Last week, the Government announced the creation of a state-backed, single counterparty which will underwrite the new CfDs. This body will be given levy-raising powers, enabling it to raise funds from suppliers to meet its costs. In its report on the draft Energy Bill, the House of Commons Energy and Climate Change Committee recommended that the counterparty be backed by the Government. CfD applications will be handled through a two-stage process in which projects that have cleared meaningful hurdles, such as obtaining planning permission, would be able to apply immediately, and be allowed to retain the contract post-award after they fulfil certain other criteria.

The Government has also agreed to exempt some energy intensive industries from any additional costs arising from CfDs, intended to ensure that the UK retains the industrial capacity needed to deliver a low carbon economy. The proposed exemption, which will complement a separate scheme to compensate these companies for the costs associated with national and EU emissions trading schemes, will be subject to further consultation and state aid clearance from the European Commission. However, Simon Hobday pointed out that this "significant" proposal was similar to an exemption which already exists in Germany.

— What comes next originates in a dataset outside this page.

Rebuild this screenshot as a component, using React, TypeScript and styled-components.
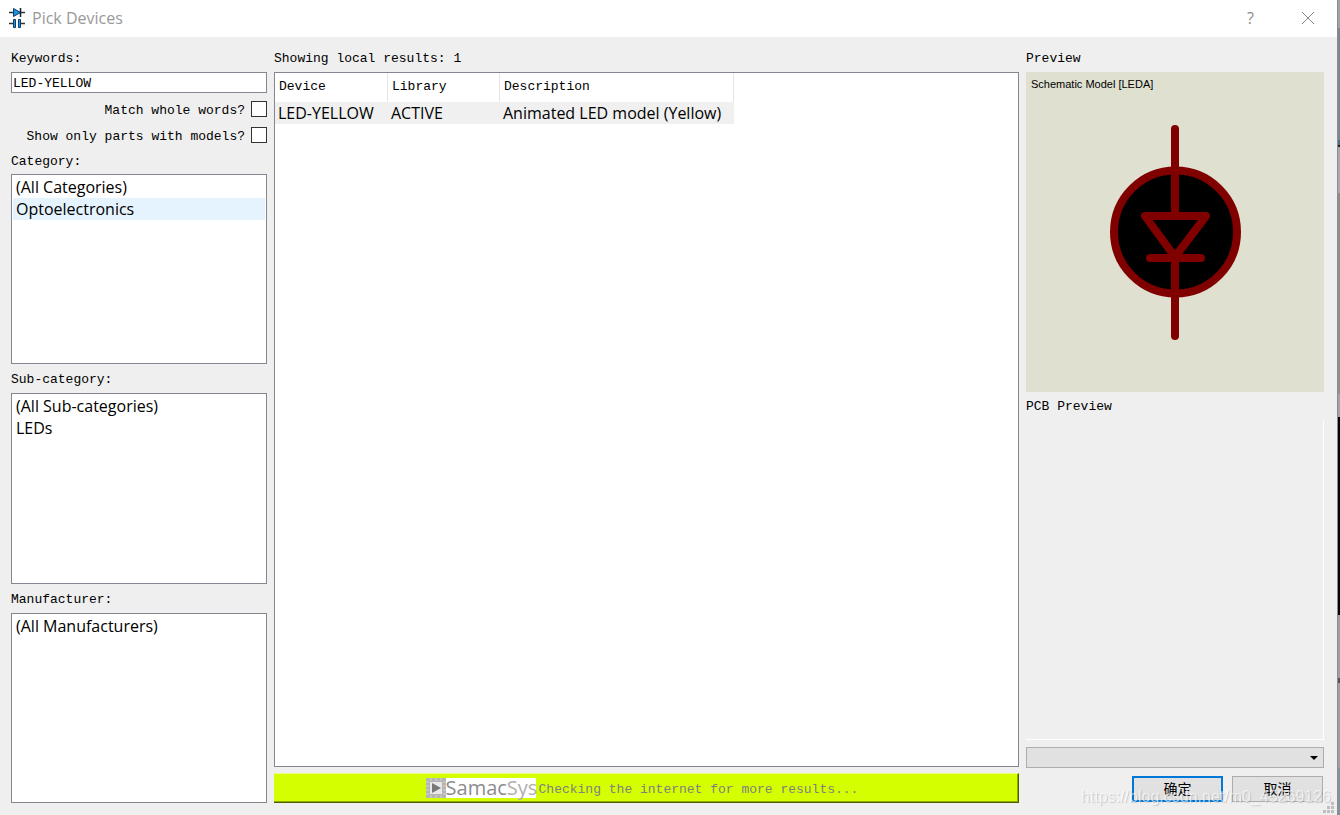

Further proposals will also be added as the Bill makes its way through Parliament, depending on the results of ongoing consultations and further research. These could include proposals to ensure that energy companies will help consumers get the best energy tariff and incentives to promote energy efficiency through electricity demand reduction. A consultation setting out a package of energy efficiency measures, including 'premium payments' for energy saved and a supplier obligation for the non-domestic sector, has been published today.

The Government also intends to introduce a power under the Energy Bill which will allow it to set a decarbonisation range for 2030 in secondary legislation. It will take a decision on whether to do so in 2016, following further evidence from the Committee on Climate Change.